List each line of the data that holds the string "React", please.

******

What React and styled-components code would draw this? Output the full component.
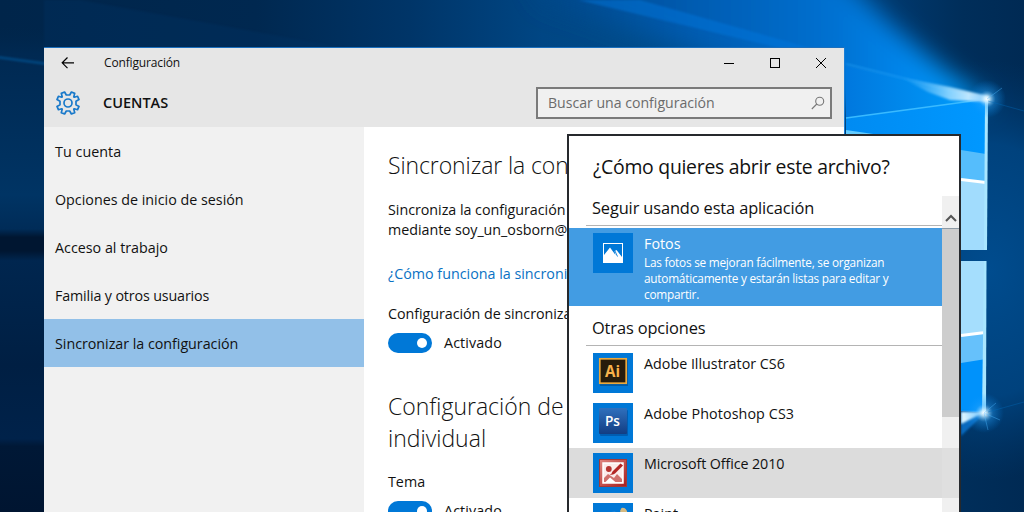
import React from 'react';
import styled, { createGlobalStyle } from 'styled-components';

const GlobalStyle = createGlobalStyle`
    * {
        box-sizing: border-box;
    }
    body {
        margin: 0;
        overflow: hidden;
        font-family: 'Open Sans', 'Noto Sans', sans-serif;
        color: #111;
    }
`;

const Desktop = styled.main`
    position: relative;
    width: 1024px;
    height: 512px;
    overflow: hidden;
    background: #002a5c;
`;

const WallpaperSvg = styled.svg`
    position: absolute;
    inset: 0;
`;

const Text = styled.span`
    display: block;
    white-space: nowrap;
    font-size: ${({ $size }) => $size || 14.3}px;
    line-height: ${({ $line }) => $line || 20}px;
    letter-spacing: ${({ $track }) => $track || 0}px;
    font-weight: ${({ $weight }) => $weight || 400};
    color: ${({ $color }) => $color || 'inherit'};
`;

/* ventana de configuración */
const SettingsWindow = styled.section`
    position: absolute;
    left: 44px;
    top: 47px;
    width: 801px;
    height: 480px;
    display: flex;
    flex-direction: column;
    border-top: 1px solid #1b6fbd;
    border-right: 1px solid #1b7fd6;
    background: #fff;
`;

const WindowHeader = styled.header`
    height: 79px;
    flex: none;
    background: #e6e6e6;
`;

const TitleBar = styled.div`
    height: 30px;
    display: flex;
    align-items: center;
    padding: 0 17px;
    gap: 29px;
`;

const WindowButtons = styled.div`
    display: flex;
    gap: 34px;
    margin-left: auto;
`;

const HeaderRow = styled.div`
    height: 48px;
    display: flex;
    align-items: center;
    margin-top: 1px;
    padding: 0 12px;
    gap: 23px;
`;

const SearchBox = styled.div`
    width: 296px;
    height: 32px;
    margin-left: auto;
    display: flex;
    align-items: center;
    justify-content: space-between;
    padding: 0 5px 0 10px;
    border: 2px solid #7a7a7a;
    background: #f0f0f0;
`;

const WindowBody = styled.div`
    display: flex;
    flex: 1;
`;

const Nav = styled.nav`
    width: 320px;
    background: #f1f1f1;
`;

const NavItem = styled.div`
    height: 48px;
    display: flex;
    align-items: center;
    padding: 2px 11px 0;
    background: ${({ $active }) => ($active ? '#92c0e8' : 'transparent')};
`;

const Content = styled.div`
    width: 203px;
    display: flex;
    flex-direction: column;
    overflow: hidden;
    padding: 22px 0 0 24px;
`;

const Block = styled.div`
    margin-top: ${({ $top }) => $top}px;
`;

const ToggleRow = styled.div`
    display: flex;
    align-items: center;
    gap: 12px;
    height: 20px;
    margin-top: 9px;
`;

const Switch = styled.div`
    width: 44px;
    height: 20px;
    display: flex;
    align-items: center;
    justify-content: flex-end;
    padding-right: 5px;
    border-radius: 10px;
    background: #0078d7;
`;

const Knob = styled.div`
    width: 10px;
    height: 10px;
    border-radius: 50%;
    background: #fff;
`;

/* cuadro "abrir con" */
const Dialog = styled.section`
    position: absolute;
    left: 567px;
    top: 134px;
    width: 394px;
    height: 400px;
    border: 2px solid #26292d;
    background: #fff;
`;

const DialogTitle = styled.div`
    height: 60px;
    padding: 16px 0 0 24px;
`;

const DialogBody = styled.div`
    display: flex;
    height: 330px;
`;

const AppList = styled.div`
    width: 373px;
    flex: none;
`;

const GroupTitle = styled.div`
    height: ${({ $height }) => $height}px;
    display: flex;
    align-items: flex-end;
    margin-left: 17px;
    padding: 0 0 7px 6px;
    border-bottom: 1px solid #b4b4b4;
`;

const AppRow = styled.div`
    display: flex;
    gap: 11px;
    width: ${({ $hover }) => ($hover ? 390 : 373)}px;
    height: ${({ $height }) => $height || 50}px;
    margin-top: ${({ $top }) => $top || 0}px;
    padding: 5px 0 0 24px;
    background: ${({ $selected, $hover }) => ($selected ? '#429ce3' : $hover ? '#dcdcdc' : 'transparent')};
    color: ${({ $selected }) => ($selected ? '#fff' : 'inherit')};
`;

const Tile = styled.div`
    width: 40px;
    height: 40px;
    flex: none;
    background: #0078d7;
`;

const ScrollBar = styled.div`
    width: 17px;
    background: rgba(225, 225, 225, 0.5);
    position: relative;
`;

const ScrollUp = styled.div`
    height: 33px;
    display: flex;
    justify-content: center;
    align-items: flex-end;
    padding-bottom: 6px;
    border-bottom: 1px solid #8d9aa5;
`;

const ScrollThumb = styled.div`
    height: 188px;
    background: #cdcdcd;
`;

const Wallpaper = () => (
    <WallpaperSvg width="1024" height="512" viewBox="0 0 1024 512">
        <defs>
            <linearGradient id="base" x1="0" x2="1" y1="0" y2="0">
                <stop offset="0" stopColor="#00254a" />
                <stop offset=".25" stopColor="#002850" />
                <stop offset=".4" stopColor="#003568" />
                <stop offset=".53" stopColor="#004684" />
                <stop offset=".7" stopColor="#00508f" />
                <stop offset=".86" stopColor="#003a70" />
                <stop offset=".94" stopColor="#002e5a" />
                <stop offset="1" stopColor="#002a54" />
            </linearGradient>
            <linearGradient id="left" x1="0" x2="0" y1="0" y2="1">
                <stop offset="0" stopColor="#00264b" stopOpacity="0" />
                <stop offset=".06" stopColor="#002952" />
                <stop offset=".35" stopColor="#003464" />
                <stop offset=".42" stopColor="#002c58" />
                <stop offset=".437" stopColor="#001631" />
                <stop offset=".465" stopColor="#001631" />
                <stop offset=".485" stopColor="#00264f" />
                <stop offset=".7" stopColor="#001f43" />
                <stop offset=".85" stopColor="#00224a" />
                <stop offset=".865" stopColor="#001836" />
                <stop offset="1" stopColor="#001531" />
            </linearGradient>
            <linearGradient id="beam" gradientUnits="userSpaceOnUse" x1="540" y1="0" x2="987" y2="0">
                <stop offset="0" stopColor="#004686" />
                <stop offset=".35" stopColor="#005cb2" />
                <stop offset=".65" stopColor="#0070d0" />
                <stop offset=".82" stopColor="#0086ec" />
                <stop offset="1" stopColor="#00a2ff" />
            </linearGradient>
            <radialGradient id="side" gradientUnits="userSpaceOnUse" cx="0" cy="0" r="1" gradientTransform="translate(990 270) scale(150 210)">
                <stop offset="0" stopColor="#004c8e" />
                <stop offset=".6" stopColor="#004684" stopOpacity=".85" />
                <stop offset="1" stopColor="#003a70" stopOpacity="0" />
            </radialGradient>
            <radialGradient id="flare">
                <stop offset="0" stopColor="#fff" />
                <stop offset=".15" stopColor="#c8ecff" stopOpacity=".85" />
                <stop offset=".45" stopColor="#2aa6ff" stopOpacity=".35" />
                <stop offset="1" stopColor="#0090ff" stopOpacity="0" />
            </radialGradient>
            <linearGradient id="pane" x1="0" x2="1" y1="0" y2="0">
                <stop offset="0" stopColor="#008bf2" />
                <stop offset="1" stopColor="#0098ff" />
            </linearGradient>
            <linearGradient id="between" x1="0" x2="1" y1="0" y2="0">
                <stop offset="0" stopColor="#0078de" />
                <stop offset="1" stopColor="#00a0ff" />
            </linearGradient>
            <linearGradient id="ray" x1="0" x2="1" y1="0" y2="0">
                <stop offset="0" stopColor="#4fbcff" stopOpacity="0" />
                <stop offset=".55" stopColor="#9adbff" stopOpacity=".85" />
                <stop offset="1" stopColor="#fff" />
            </linearGradient>
            <filter id="soft" x="-20%" y="-50%" width="140%" height="200%">
                <feGaussianBlur stdDeviation="12" />
            </filter>
            <filter id="thin" x="-20%" y="-20%" width="140%" height="140%">
                <feGaussianBlur stdDeviation="1.3" />
            </filter>
        </defs>
        <rect width="1024" height="512" fill="url(#base)" />
        <rect y="24" width="44" height="488" fill="url(#left)" />
        <path d="M44 0 H80 L345 48 H44 Z" fill="#003468" opacity=".3" filter="url(#thin)" />
        <rect x="840" width="184" height="512" fill="url(#side)" />
        <path d="M992 104 L940 66 L890 24 L845 -20 L790 -70 L520 -70 L540 0 L720 60 L846 110 Z" fill="url(#beam)" filter="url(#soft)" />
        <path d="M578 0 L640 0 L846 58 L846 64 L780 48 Z" fill="#0078e0" opacity=".45" filter="url(#thin)" />
        <path d="M846 66 L987 99 L846 118 Z" fill="url(#between)" />
        <path d="M846 64 L987 99" stroke="#2fadff" strokeWidth="1.500" opacity=".5" filter="url(#thin)" />
        <path d="M846 118 L987 99 V250 H846 Z" fill="url(#pane)" />
        <path d="M846 118 L987 99" stroke="#39baff" strokeWidth="1.6" />
        <path d="M846 130 L880 135 H846 Z" fill="#62cbff" />
        <path d="M900 77 L950 87 L988 96 L989 102 L950 100 L928 92 Z" fill="url(#ray)" filter="url(#thin)" />
        {/* cristal superior */}
        <path d="M961 150 L986 154 V250 H961 Z" fill="#55bdfc" />
        <path d="M961 179 L986 182 V250 H961 Z" fill="#a1dcfd" />
        <path d="M961 179.500 L986 182.500" stroke="#fff" strokeWidth="3" />
        <path d="M985 100 L988 100 L987 250 H984 Z" fill="#a9e6ff" />
        {/* cristal inferior */}
        <path d="M961 261 H986 V413 L961 411 Z" fill="#0092fb" />
        <path d="M961 261 H986 V359 L961 363 Z" fill="#66c1fb" />
        <path d="M961 261 H986 V331 L961 336 Z" fill="#a5defd" />
        <path d="M961 335.500 L985 332.500" stroke="#fff" strokeWidth="3" />
        <path d="M984 261 H986.500 L986 414 H982 Z" fill="#a9e6ff" />
        <path d="M961 411 L985 413 L961 436 Z" fill="#0a7fe0" opacity=".7" filter="url(#thin)" />
        <path d="M961 412 L985 412 L961 424 Z" fill="#d6f2ff" filter="url(#thin)" />
        <circle cx="987" cy="99" r="19" fill="url(#flare)" />
        <circle cx="984" cy="413" r="20" fill="url(#flare)" />
        <path d="M987 99 L1002 88 M984 413 L1000 420 M984 413 L996 403 M984 413 L988 430" stroke="#4fb8ff" strokeWidth="1" opacity=".4" />
        <path d="M988 101 L1024 111 M988 412 L1024 402" stroke="#0069b8" opacity=".4" />
        <path d="M-4 57 L48 64" stroke="#005595" strokeWidth="2.500" opacity=".7" filter="url(#thin)" />
    </WallpaperSvg>
);

const BackIcon = () => (
    <svg width="14" height="13" viewBox="0 0 14 13" fill="none" stroke="#000" strokeWidth="1.200">
        <path d="M6.500 .5 L1.200 5.800 L6.500 11.100 M1.200 5.800 H13" />
    </svg>
);

const GearIcon = () => (
    <svg width="24" height="24" viewBox="0 0 24 24" fill="none" stroke="#1979ca" strokeWidth="1.700" strokeLinejoin="round">
        <path d="M10.300 4 L8.600 1 L5.300 2.400 L6.200 5.700 Q6 6 5.700 6.200 L2.400 5.300 L1 8.600 L4 10.300 V13.700 L1 15.400 L2.400 18.700 L5.700 17.800 Q6 18 6.200 18.300 L5.300 21.600 L8.600 23 L10.300 20 H13.700 L15.400 23 L18.700 21.600 L17.800 18.300 Q18 18 18.300 17.800 L21.600 18.700 L23 15.400 L20 13.700 V10.300 L23 8.600 L21.600 5.300 L18.300 6.200 Q18 6 17.800 5.700 L18.700 2.400 L15.400 1 L13.700 4 Z" />
        <circle cx="12" cy="12" r="4" />
    </svg>
);

const SearchIcon = () => (
    <svg width="14" height="14" viewBox="0 0 14 14" fill="none" stroke="#777" strokeWidth="1.100">
        <circle cx="8.700" cy="5.200" r="4" />
        <path d="M5.800 8 L.8 13" />
    </svg>
);

const PhotosIcon = () => (
    <svg width="40" height="40" viewBox="0 0 40 40">
        <rect x="10.500" y="10.500" width="19" height="19" fill="none" stroke="#fff" />
        <path d="M11 22 L17 14.500 L22.500 22 L21.500 18 L23.500 17 L29 24 V30 H11 Z" fill="#fff" />
        <path d="M21.500 17 L24.500 23.500" stroke="#0078d7" strokeWidth=".9" />
    </svg>
);

const IllustratorIcon = () => (
    <svg width="40" height="40" viewBox="0 0 40 40">
        <rect x="7" y="7" width="28" height="26" fill="#00498b" opacity=".6" />
        <rect x="6.800" y="5.800" width="26.400" height="24.400" fill="#271c0c" stroke="#eba83c" strokeWidth="1.700" />
        <text x="19.500" y="24.200" textAnchor="middle" fontSize="16" fontWeight="700" fill="#f9b24b" textLength="15" lengthAdjust="spacingAndGlyphs">Ai</text>
    </svg>
);

const PhotoshopIcon = () => (
    <svg width="40" height="40" viewBox="0 0 40 40">
        <defs>
            <linearGradient id="ps" x1="0" y1="0" x2="0" y2="1">
                <stop offset="0" stopColor="#2f70bd" />
                <stop offset="1" stopColor="#123d83" />
            </linearGradient>
        </defs>
        <rect x="7" y="7" width="28" height="26" rx="1" fill="#004b97" opacity=".6" />
        <rect x="6" y="5" width="28" height="26" rx="1" fill="url(#ps)" />
        <text x="19.500" y="22.800" textAnchor="middle" fontSize="15" fontWeight="600" fill="#fff" textLength="15" lengthAdjust="spacingAndGlyphs">Ps</text>
    </svg>
);

const OfficeIcon = () => (
    <svg width="40" height="40" viewBox="0 0 40 40">
        <defs>
            <linearGradient id="office" x1="0" y1="0" x2="1" y2="1">
                <stop offset="0" stopColor="#e08680" />
                <stop offset="1" stopColor="#a81d1d" />
            </linearGradient>
        </defs>
        <rect x="6.500" y="6.500" width="27" height="27" fill="url(#office)" stroke="#a33937" />
        <rect x="10" y="10" width="20" height="20" fill="#fbeceb" stroke="#fff" strokeWidth="1.500" />
        <path d="M11 29 V25 L15 21 L21 25 L24 21 L29 26 V29 Z" fill="#cf706c" />
        <path d="M12 29.500 L17 24.500 L23 29.500 Z" fill="#fff" />
        <circle cx="15.800" cy="16" r="2.900" fill="#b63632" />
        <path d="M19.500 18.500 L27.500 10.500 L30 12.500 L22 20.500 Q19 22.500 16.500 21.500 Q19 21 19.500 18.500 Z" fill="#b32624" />
    </svg>
);

const PaintIcon = () => (
    <svg width="40" height="40" viewBox="0 0 40 40">
        <path d="M27 8 L28.500 5 Q32 4 34 8 L34.500 14 L30 14 Z" fill="#d5b980" />
        <path d="M7 12 L22 8 L28 20 H7 Z" fill="#1f86dc" />
    </svg>
);

const navItems = [
    { label: 'Tu cuenta', track: 0.05 },
    { label: 'Opciones de inicio de sesión' },
    { label: 'Acceso al trabajo' },
    { label: 'Familia y otros usuarios', track: -0.15 },
    { label: 'Sincronizar la configuración', track: -0.03 }
];

const apps = [
    { name: 'Adobe Illustrator CS6', Icon: IllustratorIcon, top: 2 },
    { name: 'Adobe Photoshop CS3', Icon: PhotoshopIcon, track: 0.1 },
    { name: 'Microsoft Office 2010', Icon: OfficeIcon, track: -0.1 },
    { name: 'Paint', Icon: PaintIcon }
];

const Toggle = () => (
    <ToggleRow>
        <Switch><Knob /></Switch>
        <Text $track={0.1}>Activado</Text>
    </ToggleRow>
);

const App = () => (
    <>
        <GlobalStyle />
        <Desktop>
            <Wallpaper />
            <SettingsWindow>
                <WindowHeader>
                    <TitleBar>
                        <BackIcon />
                        <Text $size={12} $track={-0.15}>Configuración</Text>
                        <WindowButtons>
                            <svg width="12" height="12"><path d="M1 6.500 H11" stroke="#000" /></svg>
                            <svg width="12" height="12"><rect x="1.500" y="1.500" width="9" height="9" fill="none" stroke="#000" /></svg>
                            <svg width="12" height="12"><path d="M1 1 L11 11 M11 1 L1 11" stroke="#000" /></svg>
                        </WindowButtons>
                    </TitleBar>
                    <HeaderRow>
                        <GearIcon />
                        <Text $size={14.5} $line={22} $weight={600}>CUENTAS</Text>
                        <SearchBox>
                            <Text $size={14.1} $color="#6b6b6b">Buscar una configuración</Text>
                            <SearchIcon />
                        </SearchBox>
                    </HeaderRow>
                </WindowHeader>
                <WindowBody>
                    <Nav>
                        {navItems.map((item, index) => (
                            <NavItem key={item.label} $active={index === 4}>
                                <Text $track={item.track}>{item.label}</Text>
                            </NavItem>
                        ))}
                    </Nav>
                    <Content>
                        <Text $size={23} $line={32} $weight={300} $track={-0.1}>Sincronizar la configuración</Text>
                        <Block $top={19}>
                            <Text $track={-0.03}>Sincroniza la configuración</Text>
                            <Text $track={-0.03}>mediante soy_un_osborn@</Text>
                        </Block>
                        <Block $top={24}>
                            <Text $color="#0a72c4">¿Cómo funciona la sincronización</Text>
                        </Block>
                        <Block $top={20}>
                            <Text $track={-0.05}>Configuración de sincronización</Text>
                            <Toggle />
                        </Block>
                        <Block $top={37}>
                            <Text $size={23} $line={32} $weight={300}>Configuración de</Text>
                            <Text $size={23} $line={32} $weight={300}>individual</Text>
                        </Block>
                        <Block $top={18}>
                            <Text>Tema</Text>
                            <Toggle />
                        </Block>
                    </Content>
                </WindowBody>
            </SettingsWindow>
            <Dialog>
                <DialogTitle>
                    <Text $size={19.4} $line={30} $track={-0.27}>¿Cómo quieres abrir este archivo?</Text>
                </DialogTitle>
                <DialogBody>
                    <AppList>
                        <GroupTitle $height={30}>
                            <Text $size={16.4} $track={-0.13}>Seguir usando esta aplicación</Text>
                        </GroupTitle>
                        <AppRow $selected $height={78} $top={2}>
                            <Tile><PhotosIcon /></Tile>
                            <div>
                                <Text $line={21}>Fotos</Text>
                                <Text $size={11.8} $line={16} $track={-0.23}>Las fotos se mejoran fácilmente, se organizan</Text>
                                <Text $size={11.8} $line={16} $track={-0.23}>automáticamente y estarán listas para editar y</Text>
                                <Text $size={11.8} $line={16} $track={-0.23}>compartir.</Text>
                            </div>
                        </AppRow>
                        <GroupTitle $height={40}>
                            <Text $size={16.4} $track={-0.13}>Otras opciones</Text>
                        </GroupTitle>
                        {apps.map(({ name, Icon, top, track }, index) => (
                            <AppRow key={name} $hover={index === 2} $top={top}>
                                <Tile><Icon /></Tile>
                                <Text $line={21} $track={track}>{name}</Text>
                            </AppRow>
                        ))}
                    </AppList>
                    <ScrollBar>
                        <ScrollUp>
                            <svg width="12" height="8" viewBox="0 0 12 8"><path d="M1 7 L6 2 L11 7" fill="none" stroke="#555" strokeWidth="2" /></svg>
                        </ScrollUp>
                        <ScrollThumb />
                    </ScrollBar>
                </DialogBody>
            </Dialog>
        </Desktop>
    </>
);

export default App;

******

[OUTPUT BELOW]:
What React and styled-components code would draw this? Output the full component.
import React from 'react';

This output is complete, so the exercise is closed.